Install K8ssandra on DOKS

Complete production ready environment of K8ssandra on DigitalOcean Kubernetes (DOKS).

Tip: This topic is specific to K8ssandra 1.4.x. Consider exploring our most recent (and recommended) implementation: K8ssandra Operator. It includes a K8ssandraCluster custom resource and supports single- and multi-cluster Cassandra deployments in Kubernetes, for High Availability (HA) capabilities. See the K8ssandra Operator documentatation.

DigitalOcean Kubernetes or “DOKS” is a managed Kubernetes environment on DigitalOcean (DO). DOKS is a fully managed experience; it handles the management/upgrading of the Kubernetes cluster master as well as autoscaling of “nodes” through “node pools.”

Deployment

This topic covers provisioning the following infrastructure resources.

  • 1x VPC Network
  • 1x DOKS cluster
  • 2x Node Pools
    • 3x Cassandra Kubernetes workers
      • 32 vCPUs
      • 64 GB RAM
    • 3x Support Kubernetes workers
      • 2 vCPUs
      • 4 GB RAM
  • 3x 2TB Block Storage Volumes (provisioned automatically during installation of K8ssandra)
  • 1x DigitalOcean Spaces bucket for backups

On this infrastructure the K8ssandra installation will consist of the following workloads.

  • 3x instance Apache Cassandra cluster
  • 3x instance Stargate deployment
  • 1x instance Prometheus deployment
  • 1x instance Grafana deployment
  • 1x instance Reaper deployment

Feel free to update the parameters used during this guide to match your target deployment. This should be considered a minimum for production workloads.
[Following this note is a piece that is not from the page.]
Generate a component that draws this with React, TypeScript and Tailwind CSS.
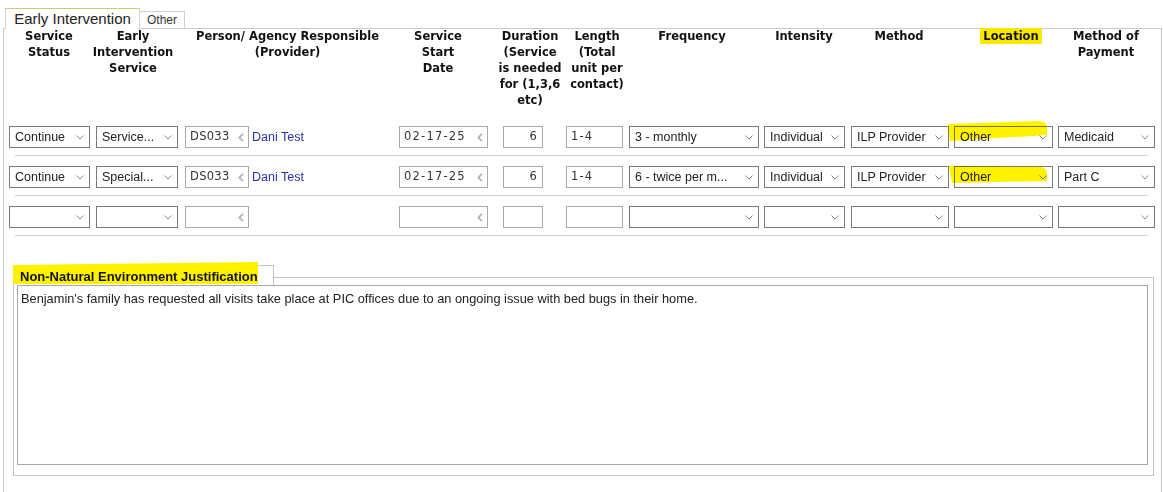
import type { ReactNode } from "react";

const COLS = "grid-cols-[87px_89px_214px_104px_63px_63px_135px_87px_103px_104px_97px]";

const headers: { w: string; lines: string[]; hl?: boolean }[] = [
	{ w: "w-[80px]", lines: ["Service", "Status"] },
	{ w: "w-[74px]", lines: ["Early", "Intervention", "Service"] },
	{ w: "w-[205px]", lines: ["Person/ Agency Responsible", "(Provider)"] },
	{ w: "w-[78px]", lines: ["Service", "Start", "Date"] },
	{ w: "w-[54px]", lines: ["Duration", "(Service", "is needed", "for (1,3,6", "etc)"] },
	{ w: "w-[62px]", lines: ["Length", "(Total", "unit per", "contact)"] },
	{ w: "w-[126px]", lines: ["Frequency"] },
	{ w: "w-[80px]", lines: ["Intensity"] },
	{ w: "w-[96px]", lines: ["Method"] },
	{ w: "w-[114px]", lines: ["Location"], hl: true },
	{ w: "w-[96px]", lines: ["Method of", "Payment"] },
];

type Row = {
	status: string;
	service: string;
	person: string;
	provider: string;
	start: string;
	duration: string;
	length: string;
	frequency: string;
	intensity: string;
	method: string;
	location: string;
	payment: string;
	mark?: "a" | "b";
};

const rows: Row[] = [
	{
		status: "Continue",
		service: "Service...",
		person: "DS033",
		provider: "Dani Test",
		start: "02-17-25",
		duration: "6",
		length: "1-4",
		frequency: "3 - monthly",
		intensity: "Individual",
		method: "ILP Provider",
		location: "Other",
		payment: "Medicaid",
		mark: "a",
	},
	{
		status: "Continue",
		service: "Special...",
		person: "DS033",
		provider: "Dani Test",
		start: "02-17-25",
		duration: "6",
		length: "1-4",
		frequency: "6 - twice per m...",
		intensity: "Individual",
		method: "ILP Provider",
		location: "Other",
		payment: "Part C",
		mark: "b",
	},
	{
		status: "",
		service: "",
		person: "",
		provider: "",
		start: "",
		duration: "",
		length: "",
		frequency: "",
		intensity: "",
		method: "",
		location: "",
		payment: "",
	},
];

function Chevron() {
	return (
		<svg width="8" height="5" viewBox="0 0 8 5" className="shrink-0">
			<polyline points="0.5,0.5 4,4 7.5,0.5" fill="none" stroke="#8a8a8a" strokeWidth="1" />
		</svg>
	);
}

function LeftArrow() {
	return (
		<svg width="6" height="9" viewBox="0 0 6 9" className="shrink-0">
			<polyline points="5,0.8 1.3,4.5 5,8.2" fill="none" stroke="#b4b4b4" strokeWidth="1.8" />
		</svg>
	);
}

function Select({ w, value }: { w: string; value: string }) {
	return (
		<div
			className={`${w} h-[22px] border border-[#7a7a7a] bg-white flex items-center justify-between pl-[5px] pr-[5px] text-[12.5px] text-[#222] font-['Liberation_Sans',Arial,sans-serif]`}
		>
			<span className="whitespace-nowrap overflow-hidden">{value}</span>
			<Chevron />
		</div>
	);
}

function TextBox({
	w,
	value,
	align = "left",
	arrow,
	track = "tracking-[1.2px]",
}: {
	w: string;
	value: string;
	align?: "left" | "right";
	arrow?: boolean;
	track?: string;
}) {
	return (
		<div
			className={`${w} h-[22px] border border-[#a9a9a9] bg-white flex items-center ${
				align === "right" ? "justify-end pr-[4px]" : "justify-between pl-[4px] pr-[4px]"
			} text-[11.5px] ${track} text-[#333] font-['DejaVu_Sans',Verdana,sans-serif]`}
		>
			<span className="whitespace-nowrap">{value}</span>
			{arrow && <LeftArrow />}
		</div>
	);
}

function Highlight({ kind }: { kind: "a" | "b" }) {
	return kind === "a" ? (
		<svg className="absolute left-[-6px] top-[-5px] pointer-events-none mix-blend-multiply" width="100" height="21" viewBox="0 0 100 21">
			<path d="M0 3 L90 0 Q99 0 99 6 L99 14 L2 20 Z" fill="#fff200" />
		</svg>
	) : (
		<svg className="absolute left-[-5px] top-0 pointer-events-none mix-blend-multiply" width="100" height="18" viewBox="0 0 100 18">
			<path d="M0 0 L92 1 Q98 2 98 7 L98 15 L3 17 Z" fill="#fff200" />
		</svg>
	);
}

function Cell({ children }: { children: ReactNode }) {
	return <div className="flex items-start">{children}</div>;
}

export default function App() {
	return (
		<div className="w-[1163px] h-[492px] bg-white overflow-hidden">
			{/* tabs */}
			<div className="flex items-end pt-[8px] pl-[5px] -mb-px relative z-10">
				<div className="h-[21px] w-[135px] border border-b-0 border-[#d4d4d4] border-t-[#c6cf78] bg-white flex items-center justify-center text-[15px] text-[#222] font-['Liberation_Sans',Arial,sans-serif]">
					Early Intervention
				</div>
				<div className="h-[17px] w-[45px] border border-b-0 border-l-0 border-[#cfcfcf] bg-white flex items-center justify-center text-[12px] text-[#333] font-['Liberation_Sans',Arial,sans-serif] mb-px">
					Other
				</div>
			</div>

			<div className="ml-[3px] w-[1159px] h-[470px] border border-b-0 border-[#cbcbcb]">
				{/* header */}
				<div className={`grid ${COLS} ml-[5px] h-[98px] -mt-[1px] font-['DejaVu_Sans',Verdana,sans-serif] font-bold text-[11.5px] leading-[16px] text-[#111]`}>
					{headers.map((h, i) => (
						<div key={i} className={`${h.w} flex flex-col items-center text-center whitespace-nowrap`}>
							{h.lines.map((l) => (
								<span key={l} className={h.hl ? "bg-[#f8e800] px-[3px]" : ""}>
									{l}
								</span>
							))}
						</div>
					))}
				</div>

				{/* rows */}
				{rows.map((r, i) => (
					<div key={i}>
						<div className={`grid ${COLS} ml-[5px] h-[22px]`}>
							<Cell>
								<Select w="w-[81px]" value={r.status} />
							</Cell>
							<Cell>
								<Select w="w-[82px]" value={r.service} />
							</Cell>
							<div className="flex items-center gap-[3px]">
								<TextBox w="w-[64px]" value={r.person} arrow track="tracking-[0.3px]" />
								<span className="text-[12.5px] text-[#2b32a8] font-['Liberation_Sans',Arial,sans-serif]">{r.provider}</span>
							</div>
							<Cell>
								<TextBox w="w-[89px]" value={r.start} arrow />
							</Cell>
							<Cell>
								<TextBox w="w-[40px]" value={r.duration} align="right" />
							</Cell>
							<Cell>
								<TextBox w="w-[57px]" value={r.length} />
							</Cell>
							<Cell>
								<Select w="w-[130px]" value={r.frequency} />
							</Cell>
							<Cell>
								<Select w="w-[81px]" value={r.intensity} />
							</Cell>
							<Cell>
								<Select w="w-[98px]" value={r.method} />
							</Cell>
							<div className="relative flex items-start">
								<Select w="w-[99px]" value={r.location} />
								{r.mark && <Highlight kind={r.mark} />}
							</div>
							<Cell>
								<Select w="w-[98px]" value={r.payment} />
							</Cell>
						</div>
						<div className="ml-[11px] w-[1133px] h-px bg-[#d2d2d2] mt-[7px] mb-[10px]" />
					</div>
				))}

				{/* justification group */}
				<div className="ml-[9px] w-[1141px] mt-[29px]">
					<div className="flex">
						<div className="relative w-[261px] h-[20px] border border-b-0 border-[#c4c4c4]">
							<div className="absolute left-[-1px] top-[-4px] w-[245px] h-[22px] bg-[#fff200] [clip-path:polygon(0_3px,100%_0,100%_100%,0_100%)]" />
							<span className="relative block pl-[6px] pt-[1px] text-[13px] font-bold text-[#111] font-['Liberation_Sans',Arial,sans-serif]">
								Non-Natural Environment Justification
							</span>
						</div>
						<div className="flex-1 mt-[12px] border-t border-r border-[#c4c4c4]" />
					</div>
					<div className="border border-t-0 border-[#c4c4c4] pl-[3px] pr-[5px] pb-[10px]">
						<div className="h-[180px] border border-[#a8a8a8] px-[3px] pt-[3px] text-[12.8px] text-[#222] font-['Liberation_Sans',Arial,sans-serif]">
							Benjamin's family has requested all visits take place at PIC offices due to an ongoing issue with bed bugs in their home.
						</div>
					</div>
				</div>
			</div>
		</div>
	);
}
Provisioning Infrastructure

At this time the K8ssandra project does not have Terraform modules available to assist with provisioning infrastructure. With that being said the steps required to manually provision the infrastructure are outlined below. If you have already provisioned a cluster skip to the Install K8ssandra section.

Tools

Tool Version
kubectl 1.17.17
doctl 1.61.0

Make sure to authenticate doctl as we will be using it later.

doctl auth init

Output:

Please authenticate doctl for use with your DigitalOcean account. You can generate a token in the control panel at https://cloud.digitalocean.com/account/api/tokens

Enter your access token: 
Validating token... OK

VPC Network

Before creating our DOKS cluster we should create VPC network. It is possible to skip this step, but ultimately this network will be created for you anyway. From the DO console navigate to Networking in the left sidebar then VPC. Click the Create VPC Network button to start the process.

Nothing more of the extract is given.